Monday, May 02, 2016

The Tech Elite Are Moving Left - What I am reading 4/2/2016

Week 2 begins at the new job, and it's a new week in the world of news - let's see what we find:

Wired - Flaws in Samsung’s ‘Smart’ Home Let Hackers Unlock Doors and Set Off Fire Alarms -
The security research community has been loudly warning for years that the so-called Internet of Things—and particularly networked home appliances—would introduce a deluge of new hackable vulnerabilities into everyday objects. Now one group of researchers at the University of Michigan and Microsoft have published what they call the first in-depth security analysis of one such “smart home” platform that allows anyone to control their home appliances from light bulbs to locks with a PC or smartphone. They discovered they could pull off disturbing tricks over the internet, from triggering a smoke detector at will to planting a “backdoor” PIN code in a digital lock that offers silent access to your home, all of which they plan to present at the IEEE Symposium on Security and Privacy later this month.
The simple rule is if it is connected to the internet it can be hacked.  Plan your life accordingly.

Router Freak - Cisco ASA as DHCP Server with Multiple Internal LANs -

Not really anything anyone besides me cares about.  Well me and the good people at router freak, but these are the kind of thing I used to deal with.

Tech Crunch - The tech elite are moving left this election cycle -

This election cycle, the tech elite are almost exclusively backing liberals: Tesla’s Elon Musk donated to Hillary Clinton, Facebook’s Mark Zuckerberg gave handsomely to the San Francisco Democratic Party organization, and Microsoft’s Bill Gates gave to three Democratic congressmen.
...
I think the more likely explanation is that the nation’s new industrial titans are pro-government.

Google, Facebook, and most Internet titans are fueled by government projects: the Internet began in a defense department lab, public universities educate a skilled workforce and environmental policies benefit high tech green industries.
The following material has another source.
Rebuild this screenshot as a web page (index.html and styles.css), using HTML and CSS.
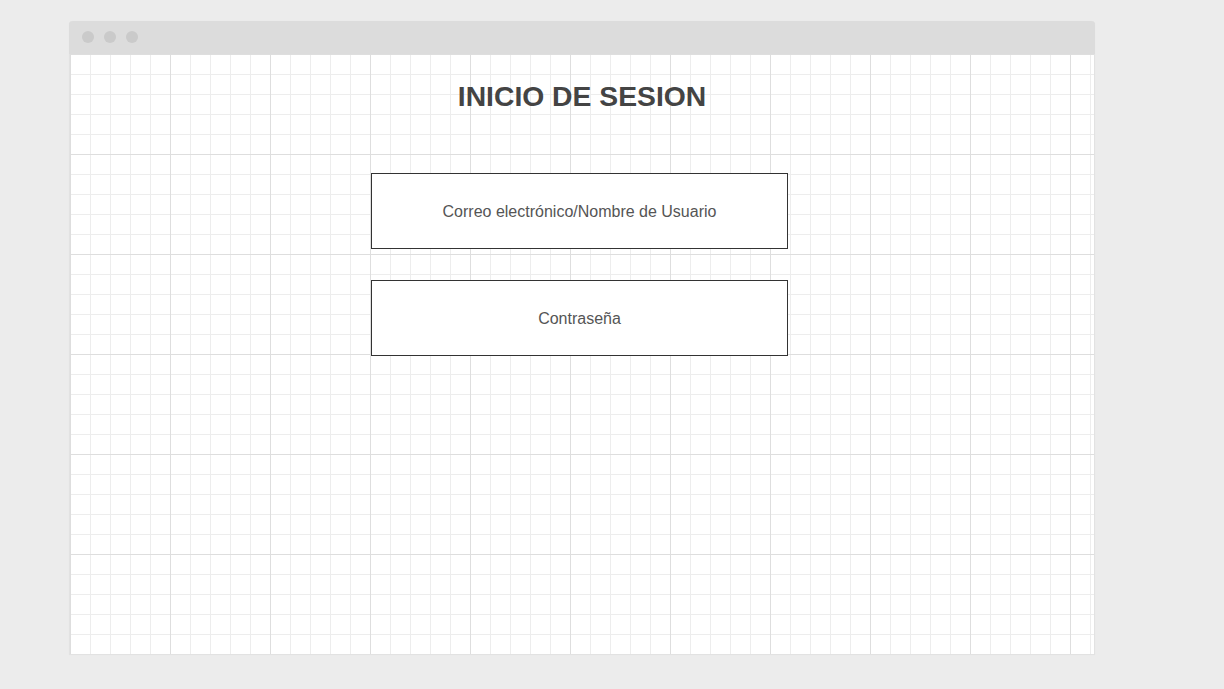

The CEO of Uber, Travis Kalanick, is a fan of Obamacare, which helps his entrepreneurial drivers keep their health insurance as they transition between jobs.
In other words, the Democratic party is good for emerging industries and billionaires recognize it. Donald Trump is a candidate known to go after major figures in tech; a trend that may further the Democrats friendship with new industrial titans.

Perhaps more importantly, I’ve argued that the modern emerging workforce of Silicon Valley, urbanized professionals, and “gig economy” laborers all represent an entirely new political demographic redefining the Democratic party to be more about education, research and entrepreneurship, and less about regulations and labor unions. 


I am not sure why this is considered surprising.  Silicon Valley has always been overwhelmingly Democrat.  While there are some outlier donations to the GOP and the occassional crank who espouses Ayn Rand and Ron Paul as saviors of the American way of life I am 100% positive that the data would show that at least in my lifetime Democrats have dominated in that area.  Jeez just look at who their congressperson is.